## Data lines
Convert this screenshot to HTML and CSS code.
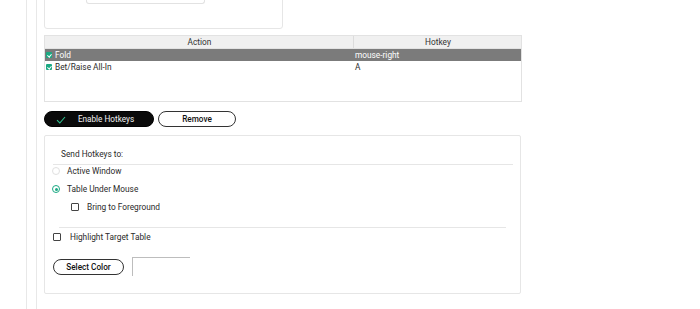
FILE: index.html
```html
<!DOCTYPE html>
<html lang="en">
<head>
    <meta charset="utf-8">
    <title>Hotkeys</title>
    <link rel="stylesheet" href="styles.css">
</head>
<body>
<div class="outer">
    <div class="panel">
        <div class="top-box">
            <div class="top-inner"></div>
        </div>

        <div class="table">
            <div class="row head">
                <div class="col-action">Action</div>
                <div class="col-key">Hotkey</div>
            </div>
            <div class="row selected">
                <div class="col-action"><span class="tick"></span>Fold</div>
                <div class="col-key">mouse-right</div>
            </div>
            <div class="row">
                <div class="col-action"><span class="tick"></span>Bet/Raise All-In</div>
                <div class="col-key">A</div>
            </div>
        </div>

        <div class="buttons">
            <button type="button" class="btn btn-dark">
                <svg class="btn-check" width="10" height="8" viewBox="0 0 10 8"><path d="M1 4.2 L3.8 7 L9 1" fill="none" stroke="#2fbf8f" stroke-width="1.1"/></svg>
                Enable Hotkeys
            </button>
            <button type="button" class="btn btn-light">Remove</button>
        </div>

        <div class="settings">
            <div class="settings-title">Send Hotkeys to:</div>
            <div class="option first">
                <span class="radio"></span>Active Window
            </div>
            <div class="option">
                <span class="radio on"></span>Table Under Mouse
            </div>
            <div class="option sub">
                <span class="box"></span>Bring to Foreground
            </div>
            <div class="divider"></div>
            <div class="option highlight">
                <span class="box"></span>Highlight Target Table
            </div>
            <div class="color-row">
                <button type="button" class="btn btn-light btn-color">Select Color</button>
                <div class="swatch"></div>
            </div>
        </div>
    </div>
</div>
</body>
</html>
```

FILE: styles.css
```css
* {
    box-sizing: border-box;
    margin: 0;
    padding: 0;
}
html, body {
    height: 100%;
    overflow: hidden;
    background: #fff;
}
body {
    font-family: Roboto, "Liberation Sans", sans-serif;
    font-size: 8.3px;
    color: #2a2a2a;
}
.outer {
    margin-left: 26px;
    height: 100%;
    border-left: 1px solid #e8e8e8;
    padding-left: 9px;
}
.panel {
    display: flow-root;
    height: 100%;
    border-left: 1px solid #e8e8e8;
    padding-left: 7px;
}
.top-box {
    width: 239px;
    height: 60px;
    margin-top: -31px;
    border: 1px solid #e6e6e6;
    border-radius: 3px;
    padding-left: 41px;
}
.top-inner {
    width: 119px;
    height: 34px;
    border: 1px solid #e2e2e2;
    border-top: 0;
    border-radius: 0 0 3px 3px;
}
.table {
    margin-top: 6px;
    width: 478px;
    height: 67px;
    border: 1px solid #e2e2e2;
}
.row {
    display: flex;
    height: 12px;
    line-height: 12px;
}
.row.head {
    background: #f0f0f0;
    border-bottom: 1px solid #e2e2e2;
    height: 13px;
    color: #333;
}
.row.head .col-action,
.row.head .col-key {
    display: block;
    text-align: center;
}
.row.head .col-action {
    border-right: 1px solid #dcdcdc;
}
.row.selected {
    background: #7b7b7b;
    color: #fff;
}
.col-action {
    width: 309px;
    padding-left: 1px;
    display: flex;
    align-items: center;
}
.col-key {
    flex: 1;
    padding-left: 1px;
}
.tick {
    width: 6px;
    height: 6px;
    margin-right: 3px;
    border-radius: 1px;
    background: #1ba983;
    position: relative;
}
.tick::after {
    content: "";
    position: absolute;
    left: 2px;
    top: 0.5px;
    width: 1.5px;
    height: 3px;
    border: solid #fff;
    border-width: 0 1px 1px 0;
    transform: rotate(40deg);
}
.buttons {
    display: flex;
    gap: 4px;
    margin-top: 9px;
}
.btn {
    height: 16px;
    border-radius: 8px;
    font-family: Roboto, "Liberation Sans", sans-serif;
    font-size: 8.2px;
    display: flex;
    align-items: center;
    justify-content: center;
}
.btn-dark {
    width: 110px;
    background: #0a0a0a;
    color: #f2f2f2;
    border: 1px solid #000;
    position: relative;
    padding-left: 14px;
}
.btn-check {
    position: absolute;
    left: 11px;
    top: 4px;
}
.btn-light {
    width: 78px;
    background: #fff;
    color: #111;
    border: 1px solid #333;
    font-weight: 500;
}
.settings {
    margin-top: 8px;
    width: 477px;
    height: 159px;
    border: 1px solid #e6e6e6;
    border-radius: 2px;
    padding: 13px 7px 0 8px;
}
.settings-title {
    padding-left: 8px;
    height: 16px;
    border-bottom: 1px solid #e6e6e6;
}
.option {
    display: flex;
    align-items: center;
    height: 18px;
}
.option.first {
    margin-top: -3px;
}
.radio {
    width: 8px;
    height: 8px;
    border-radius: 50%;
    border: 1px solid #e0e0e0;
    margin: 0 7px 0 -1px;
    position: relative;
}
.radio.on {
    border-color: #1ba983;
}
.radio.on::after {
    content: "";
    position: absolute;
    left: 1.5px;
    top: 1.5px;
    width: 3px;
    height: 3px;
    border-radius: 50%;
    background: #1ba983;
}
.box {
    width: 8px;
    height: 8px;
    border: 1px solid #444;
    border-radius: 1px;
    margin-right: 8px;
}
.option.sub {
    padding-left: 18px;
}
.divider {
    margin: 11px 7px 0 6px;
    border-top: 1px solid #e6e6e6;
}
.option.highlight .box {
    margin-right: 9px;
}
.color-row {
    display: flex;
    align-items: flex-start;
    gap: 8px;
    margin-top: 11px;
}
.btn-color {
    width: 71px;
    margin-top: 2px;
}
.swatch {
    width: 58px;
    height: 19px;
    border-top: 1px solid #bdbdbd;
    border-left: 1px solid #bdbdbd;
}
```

## Directions for this task
Transcribe the preceding listing in its entirety and with exact wording, leaving out pictures.

## Task result
Convert this screenshot to HTML and CSS code.
FILE: index.html
```html
<!DOCTYPE html>
<html lang="en">
<head>
    <meta charset="utf-8">
    <title>Hotkeys</title>
    <link rel="stylesheet" href="styles.css">
</head>
<body>
<div class="outer">
    <div class="panel">
        <div class="top-box">
            <div class="top-inner"></div>
        </div>

        <div class="table">
            <div class="row head">
                <div class="col-action">Action</div>
                <div class="col-key">Hotkey</div>
            </div>
            <div class="row selected">
                <div class="col-action"><span class="tick"></span>Fold</div>
                <div class="col-key">mouse-right</div>
            </div>
            <div class="row">
                <div class="col-action"><span class="tick"></span>Bet/Raise All-In</div>
                <div class="col-key">A</div>
            </div>
        </div>

        <div class="buttons">
            <button type="button" class="btn btn-dark">
                <svg class="btn-check" width="10" height="8" viewBox="0 0 10 8"><path d="M1 4.2 L3.8 7 L9 1" fill="none" stroke="#2fbf8f" stroke-width="1.1"/></svg>
                Enable Hotkeys
            </button>
            <button type="button" class="btn btn-light">Remove</button>
        </div>

        <div class="settings">
            <div class="settings-title">Send Hotkeys to:</div>
            <div class="option first">
                <span class="radio"></span>Active Window
            </div>
            <div class="option">
                <span class="radio on"></span>Table Under Mouse
            </div>
            <div class="option sub">
                <span class="box"></span>Bring to Foreground
            </div>
            <div class="divider"></div>
            <div class="option highlight">
                <span class="box"></span>Highlight Target Table
            </div>
            <div class="color-row">
                <button type="button" class="btn btn-light btn-color">Select Color</button>
                <div class="swatch"></div>
            </div>
        </div>
    </div>
</div>
</body>
</html>
```

FILE: styles.css
```css
* {
    box-sizing: border-box;
    margin: 0;
    padding: 0;
}
html, body {
    height: 100%;
    overflow: hidden;
    background: #fff;
}
body {
    font-family: Roboto, "Liberation Sans", sans-serif;
    font-size: 8.3px;
    color: #2a2a2a;
}
.outer {
    margin-left: 26px;
    height: 100%;
    border-left: 1px solid #e8e8e8;
    padding-left: 9px;
}
.panel {
    display: flow-root;
    height: 100%;
    border-left: 1px solid #e8e8e8;
    padding-left: 7px;
}
.top-box {
    width: 239px;
    height: 60px;
    margin-top: -31px;
    border: 1px solid #e6e6e6;
    border-radius: 3px;
    padding-left: 41px;
}
.top-inner {
    width: 119px;
    height: 34px;
    border: 1px solid #e2e2e2;
    border-top: 0;
    border-radius: 0 0 3px 3px;
}
.table {
    margin-top: 6px;
    width: 478px;
    height: 67px;
    border: 1px solid #e2e2e2;
}
.row {
    display: flex;
    height: 12px;
    line-height: 12px;
}
.row.head {
    background: #f0f0f0;
    border-bottom: 1px solid #e2e2e2;
    height: 13px;
    color: #333;
}
.row.head .col-action,
.row.head .col-key {
    display: block;
    text-align: center;
}
.row.head .col-action {
    border-right: 1px solid #dcdcdc;
}
.row.selected {
    background: #7b7b7b;
    color: #fff;
}
.col-action {
    width: 309px;
    padding-left: 1px;
    display: flex;
    align-items: center;
}
.col-key {
    flex: 1;
    padding-left: 1px;
}
.tick {
    width: 6px;
    height: 6px;
    margin-right: 3px;
    border-radius: 1px;
    background: #1ba983;
    position: relative;
}
.tick::after {
    content: "";
    position: absolute;
    left: 2px;
    top: 0.5px;
    width: 1.5px;
    height: 3px;
    border: solid #fff;
    border-width: 0 1px 1px 0;
    transform: rotate(40deg);
}
.buttons {
    display: flex;
    gap: 4px;
    margin-top: 9px;
}
.btn {
    height: 16px;
    border-radius: 8px;
    font-family: Roboto, "Liberation Sans", sans-serif;
    font-size: 8.2px;
    display: flex;
    align-items: center;
    justify-content: center;
}
.btn-dark {
    width: 110px;
    background: #0a0a0a;
    color: #f2f2f2;
    border: 1px solid #000;
    position: relative;
    padding-left: 14px;
}
.btn-check {
    position: absolute;
    left: 11px;
    top: 4px;
}
.btn-light {
    width: 78px;
    background: #fff;
    color: #111;
    border: 1px solid #333;
    font-weight: 500;
}
.settings {
    margin-top: 8px;
    width: 477px;
    height: 159px;
    border: 1px solid #e6e6e6;
    border-radius: 2px;
    padding: 13px 7px 0 8px;
}
.settings-title {
    padding-left: 8px;
    height: 16px;
    border-bottom: 1px solid #e6e6e6;
}
.option {
    display: flex;
    align-items: center;
    height: 18px;
}
.option.first {
    margin-top: -3px;
}
.radio {
    width: 8px;
    height: 8px;
    border-radius: 50%;
    border: 1px solid #e0e0e0;
    margin: 0 7px 0 -1px;
    position: relative;
}
.radio.on {
    border-color: #1ba983;
}
.radio.on::after {
    content: "";
    position: absolute;
    left: 1.5px;
    top: 1.5px;
    width: 3px;
    height: 3px;
    border-radius: 50%;
    background: #1ba983;
}
.box {
    width: 8px;
    height: 8px;
    border: 1px solid #444;
    border-radius: 1px;
    margin-right: 8px;
}
.option.sub {
    padding-left: 18px;
}
.divider {
    margin: 11px 7px 0 6px;
    border-top: 1px solid #e6e6e6;
}
.option.highlight .box {
    margin-right: 9px;
}
.color-row {
    display: flex;
    align-items: flex-start;
    gap: 8px;
    margin-top: 11px;
}
.btn-color {
    width: 71px;
    margin-top: 2px;
}
.swatch {
    width: 58px;
    height: 19px;
    border-top: 1px solid #bdbdbd;
    border-left: 1px solid #bdbdbd;
}
```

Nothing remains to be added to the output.